(Rows from a dataset of pages and code)

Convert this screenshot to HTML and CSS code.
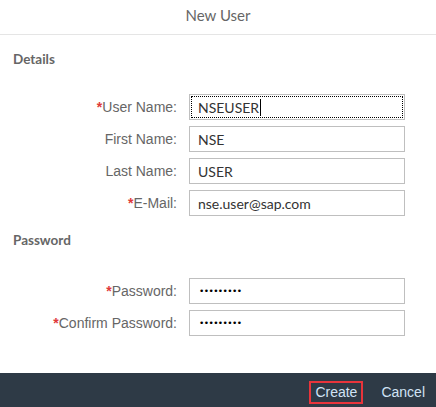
FILE: index.html
```html
<!DOCTYPE html>
<html>
<head>
<meta charset="utf-8">
<link rel="stylesheet" href="styles.css">
</head>
<body>
<div class="dialog">
  <header class="dialog-header">New User</header>
  <main class="dialog-content">
    <h2 class="section-title details-title">Details</h2>
    <div class="form-grid">
      <label class="field-label"><span class="req">*</span>User Name:</label>
      <div class="input focused"><span class="value">NSEUSER</span><span class="caret"></span></div>
      <label class="field-label">First Name:</label>
      <div class="input"><span class="value">NSE</span></div>
      <label class="field-label">Last Name:</label>
      <div class="input"><span class="value">USER</span></div>
      <label class="field-label"><span class="req">*</span>E-Mail:</label>
      <div class="input"><span class="value">nse.user@sap.com</span></div>
    </div>
    <h2 class="section-title password-title">Password</h2>
    <div class="form-grid">
      <label class="field-label"><span class="req">*</span>Password:</label>
      <div class="input"><span class="dots">•••••••••</span></div>
      <label class="field-label"><span class="req">*</span>Confirm Password:</label>
      <div class="input"><span class="dots">•••••••••</span></div>
    </div>
  </main>
  <footer class="dialog-footer">
    <button class="footer-btn highlighted">Create</button>
    <button class="footer-btn">Cancel</button>
  </footer>
</div>
</body>
</html>
```
FILE: styles.css
```css
* { box-sizing: border-box; }
html, body { margin: 0; padding: 0; background: #fff; }
body { width: 436px; height: 407px; overflow: hidden; }

.dialog {
  width: 436px;
  height: 407px;
  display: flex;
  flex-direction: column;
  background: #fff;
}

.dialog-header {
  height: 35px;
  border-bottom: 1px solid #e5e5e5;
  display: flex;
  align-items: center;
  justify-content: center;
  font-family: Lato, "Open Sans", sans-serif;
  font-size: 15px;
  color: #666;
  padding-bottom: 5px;
}

.dialog-content {
  flex: 1;
  padding: 0 0 0 13px;
}

.section-title {
  margin: 0;
  font-family: Lato, "Open Sans", sans-serif;
  font-weight: 700;
  font-size: 13.5px;
  line-height: 16px;
  color: #666;
}
.details-title { margin-top: 16px; margin-bottom: 27px; }
.password-title { margin-top: 16px; margin-bottom: 30px; }

.form-grid {
  display: grid;
  grid-template-columns: 164px 216px;
  column-gap: 12px;
  row-gap: 6px;
}

.field-label {
  font-family: "Liberation Sans", Arial, sans-serif;
  font-size: 14px;
  color: #666;
  text-align: right;
  align-self: center;
  white-space: nowrap;
}
.req { color: #e03a3a; font-weight: 700; font-size: 14px; }

.input {
  height: 26px;
  border: 1px solid #bfbfbf;
  display: flex;
  align-items: center;
  padding-left: 8px;
  font-family: Lato, "Open Sans", sans-serif;
  font-size: 14px;
  color: #333;
  position: relative;
}
.input.focused { outline: 1px dotted #000; outline-offset: -3px; }
.caret {
  display: inline-block;
  width: 1px;
  height: 17px;
  background: #000;
  margin-left: 1px;
}
.dots {
  font-family: "DejaVu Sans", sans-serif;
  font-size: 9px;
  letter-spacing: -0.6px;
  color: #000;
  padding-left: 1px;
}

.dialog-footer {
  height: 34px;
  background: #2e3a46;
  display: flex;
  justify-content: flex-end;
  align-items: center;
  padding-right: 5px;
  gap: 12px;
}
.footer-btn {
  background: transparent;
  border: 2px solid transparent;
  color: #d1e3f5;
  font-family: "Liberation Sans", Arial, sans-serif;
  font-size: 14px;
  height: 23px;
  padding: 0 4px;
  margin-top: 4px;
  cursor: pointer;
}
.footer-btn.highlighted { border-color: #e8343b; }
```
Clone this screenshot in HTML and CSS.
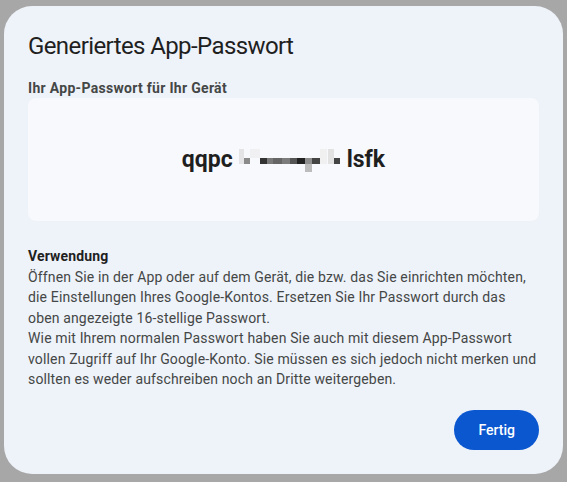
FILE: index.html
```html
<!DOCTYPE html>
<html lang="de">
<head>
<meta charset="utf-8">
<title>Generiertes App-Passwort</title>
<link rel="stylesheet" href="styles.css">
</head>
<body>
<div class="dialog">
  <h1 class="title">Generiertes App-Passwort</h1>
  <div class="label">Ihr App-Passwort für Ihr Gerät</div>
  <div class="pwbox">
    <span class="pw">qqpc</span>
    <svg class="blur" width="102" height="24" viewBox="0 0 102 24" aria-hidden="true">
      <rect x="0" y="0" width="5" height="15" fill="#e4e4e7"/>
      <rect x="5" y="9" width="6" height="6" fill="#8a8a8a"/>
      <rect x="11" y="0" width="10" height="9" fill="#f0f0f3"/>
      <rect x="21" y="9" width="7" height="6" fill="#333"/>
      <rect x="28" y="9" width="6" height="6" fill="#7a7a7a"/>
      <rect x="34" y="9" width="9" height="6" fill="#666"/>
      <rect x="43" y="9" width="8" height="6" fill="#7c7c7c"/>
      <rect x="51" y="9" width="7" height="6" fill="#555"/>
      <rect x="58" y="9" width="8" height="6" fill="#222"/>
      <rect x="66" y="9" width="7" height="6" fill="#8e8e8e"/>
      <rect x="66" y="15" width="7" height="8" fill="#bcbcbc"/>
      <rect x="73" y="9" width="8" height="6" fill="#444"/>
      <rect x="81" y="0" width="7" height="15" fill="#f0f0f0"/>
      <rect x="89" y="0" width="6" height="15" fill="#e2e2e2"/>
      <rect x="95" y="9" width="6" height="6" fill="#444"/>
    </svg>
    <span class="pw">lsfk</span>
  </div>
  <div class="usage">
    <div class="usage-head">Verwendung</div>
    <p class="usage-text">Öffnen Sie in der App oder auf dem Gerät, die bzw. das Sie einrichten möchten, die Einstellungen Ihres Google-Kontos. Ersetzen Sie Ihr Passwort durch das oben angezeigte 16-stellige Passwort.<br>Wie mit Ihrem normalen Passwort haben Sie auch mit diesem App-Passwort vollen Zugriff auf Ihr Google-Konto. Sie müssen es sich jedoch nicht merken und sollten es weder aufschreiben noch an Dritte weitergeben.</p>
  </div>
  <div class="actions">
    <button class="btn">Fertig</button>
  </div>
</div>
</body>
</html>
```
FILE: styles.css
```css
html, body {
  margin: 0;
  padding: 0;
}
body {
  background: #a7a7a7;
  height: 482px;
  overflow: hidden;
  font-family: Roboto, "Liberation Sans", sans-serif;
}
.dialog {
  box-sizing: border-box;
  margin: 6px 4px 0 4px;
  height: 468px;
  background: #eef2f9;
  border-radius: 28px;
  padding: 24px 24px 24px 24px;
  display: flex;
  flex-direction: column;
}
.title {
  margin: 0 0 16px;
  font-size: 24px;
  line-height: 32px;
  font-weight: 400;
  letter-spacing: -0.6px;
  color: #1f1f1f;
}
.label {
  font-size: 14px;
  line-height: 20px;
  font-weight: 700;
  letter-spacing: 0.3px;
  color: #444746;
}
.pwbox {
  height: 123px;
  background: #f8f9fd;
  border-radius: 8px;
  display: flex;
  align-items: center;
  justify-content: center;
  gap: 6px;
}
.pw {
  font-size: 23px;
  font-weight: 700;
  color: #1f1f1f;
  line-height: 28px;
}
.blur {
  display: block;
  margin-top: 2px;
}
.usage {
  margin-top: 25px;
  color: #444746;
  font-size: 14px;
  line-height: 20.5px;
  letter-spacing: 0.15px;
}
.usage-head {
  font-weight: 700;
  color: #1f1f1f;
}
.usage-text {
  margin: 0;
}
.actions {
  margin-top: auto;
  display: flex;
  justify-content: flex-end;
}
.btn {
  height: 40px;
  padding: 0 24px;
  border: none;
  border-radius: 20px;
  background: #0b57d0;
  color: #fff;
  font-family: Roboto, "Liberation Sans", sans-serif;
  font-size: 14px;
  font-weight: 500;
}
```
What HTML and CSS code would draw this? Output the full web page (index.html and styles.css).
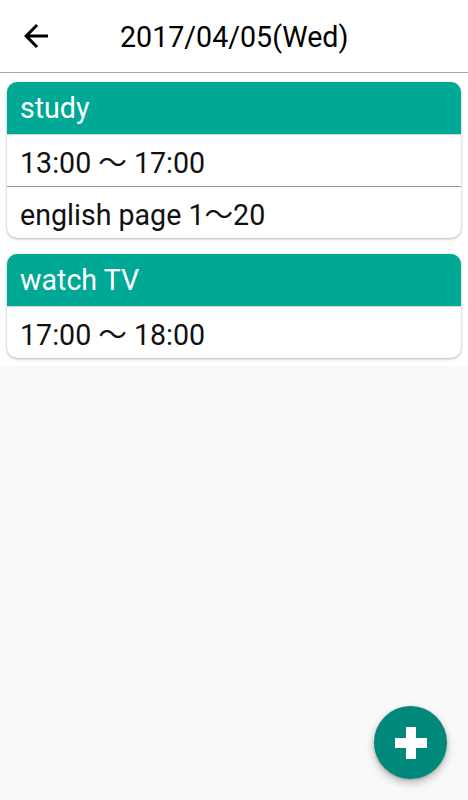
FILE: index.html
```html
<!DOCTYPE html>
<html lang="ja">
<head>
<meta charset="utf-8">
<title>2017/04/05(Wed)</title>
<link rel="stylesheet" href="styles.css">
</head>
<body>
<header class="appbar">
  <button class="back" aria-label="back">
    <svg viewBox="0 0 24 24" width="36" height="36"><path d="M20 11H7.83l5.59-5.59L12 4l-8 8 8 8 1.41-1.41L7.83 13H20v-2z" fill="#000"/></svg>
  </button>
  <h1 class="title">2017/04/05(Wed)</h1>
</header>
<main class="list">
  <section class="card">
    <div class="card-head">study</div>
    <div class="row">13:00 〜 17:00</div>
    <div class="row sep">english page 1〜20</div>
  </section>
  <section class="card">
    <div class="card-head">watch TV</div>
    <div class="row">17:00 〜 18:00</div>
  </section>
</main>
<button class="fab" aria-label="add">
  <svg viewBox="0 0 32 32" width="32" height="32"><rect x="11" y="0" width="10" height="32" fill="#fff"/><rect x="0" y="11" width="32" height="10" fill="#fff"/></svg>
</button>
</body>
</html>
```

FILE: styles.css
```css
html, body {
  margin: 0;
  padding: 0;
  background: #f9f9f9;
  font-family: Roboto, "Noto Sans CJK JP", sans-serif;
  color: #111;
}
.appbar {
  height: 72px;
  background: #fff;
  border-bottom: 1px solid #a8a8a8;
  display: flex;
  align-items: center;
}
.back {
  margin-left: 18px;
  width: 36px;
  height: 36px;
  padding: 0;
  border: 0;
  background: none;
  display: flex;
}
.title {
  margin: 0 0 0 66px;
  font-size: 28.6px;
  font-weight: 400;
  color: #000;
  line-height: 1;
  padding-top: 2px;
}
.list {
  background: #fff;
  padding: 9px 7px 8px;
  display: flex;
  flex-direction: column;
  gap: 16px;
}
.card {
  background: #fff;
  border-radius: 10px;
  overflow: hidden;
  box-shadow: 0 1px 3px rgba(0,0,0,0.28), 0 0 1px rgba(0,0,0,0.12);
}
.card-head {
  height: 52px;
  background: #00a896;
  color: #fff;
  font-size: 28.6px;
  display: flex;
  align-items: center;
  padding-left: 13px;
  box-shadow: 0 1px 1px rgba(0,0,0,0.15);
  position: relative;
}
.row {
  height: 52px;
  font-size: 28.6px;
  display: flex;
  align-items: center;
  padding-left: 13px;
  color: #111;
  box-sizing: border-box;
}
.row.sep {
  border-top: 1px solid #9a9a9a;
}
.fab {
  position: fixed;
  right: 21px;
  bottom: 21px;
  width: 73px;
  height: 73px;
  border-radius: 50%;
  border: 0;
  padding: 0;
  background: #00897b;
  box-shadow: 0 4px 8px rgba(0,0,0,0.25), 0 1px 3px rgba(0,0,0,0.2);
  display: flex;
  align-items: center;
  justify-content: center;
}
```
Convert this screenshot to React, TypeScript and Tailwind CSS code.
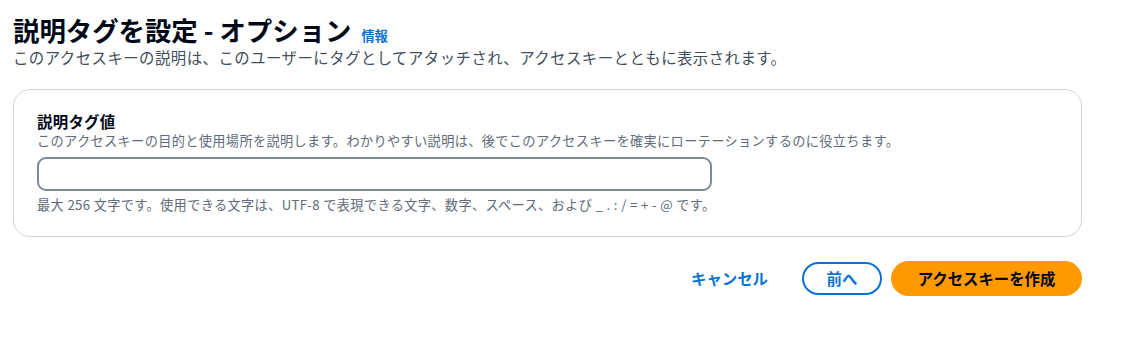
export default function App() {
  const font = { fontFamily: '"Noto Sans CJK JP", "Noto Sans", sans-serif' };

  return (
    <div className="bg-white w-[1125px] h-[356px] text-[#000716]" style={font}>
      <div className="ml-[13px] w-[1069px] pt-[12px]">
        {/* Header */}
        <div className="flex items-baseline">
          <h1 className="text-[26.4px] leading-[35px] font-bold">説明タグを設定 - オプション</h1>
          <a className="ml-[10px] text-[13.2px] font-bold text-[#0972d3]">情報</a>
        </div>
        <p className="text-[15.4px] leading-[20px] tracking-[0.47px] text-[#414d5c]">
          このアクセスキーの説明は、このユーザーにタグとしてアタッチされ、アクセスキーとともに表示されます。
        </p>

        {/* Card */}
        <div className="mt-[22px] border border-[#d1d5db] rounded-[17px] pt-[21px] pb-[22px] px-[23px]">
          <label className="block text-[15.4px] leading-[20px] font-bold tracking-[0.3px]">説明タグ値</label>
          <p className="text-[13.2px] leading-[19px] tracking-[0.35px] text-[#5f6b7a]">
            このアクセスキーの目的と使用場所を説明します。わかりやすい説明は、後でこのアクセスキーを確実にローテーションするのに役立ちます。
          </p>
          <input
            type="text"
            className="mt-[7px] block w-[675px] h-[34px] border-2 border-[#7d8998] rounded-[9px] px-3 outline-none"
          />
          <p className="mt-[5px] text-[13.2px] leading-[18px] tracking-[0.35px] text-[#5f6b7a]">
            最大 256 文字です。使用できる文字は、UTF-8 で表現できる文字、数字、スペース、および _ . : / = + - @ です。
          </p>
        </div>

        {/* Actions */}
        <div className="mt-[24px] flex justify-end items-center">
          <button className="px-[20px] h-[34px] text-[15.4px] font-bold text-[#0972d3]">キャンセル</button>
          <button className="ml-[14px] w-[80px] h-[33px] rounded-full border-2 border-[#0972d3] text-[15.4px] font-bold text-[#0972d3]">
            前へ
          </button>
          <button className="ml-[9px] w-[191px] h-[35px] rounded-full bg-[#ff9900] text-[15.4px] font-bold text-[#000716]">
            アクセスキーを作成
          </button>
        </div>
      </div>
    </div>
  );
}
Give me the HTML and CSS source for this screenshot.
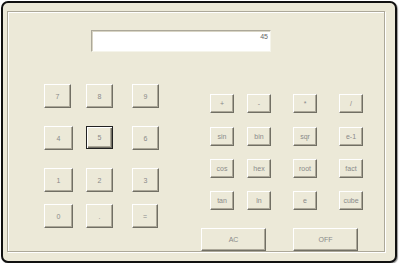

» **Short task**:
For the entries shown above, give the number of lines that include the word "screenshot", without any other text.

» **Full answer**:
4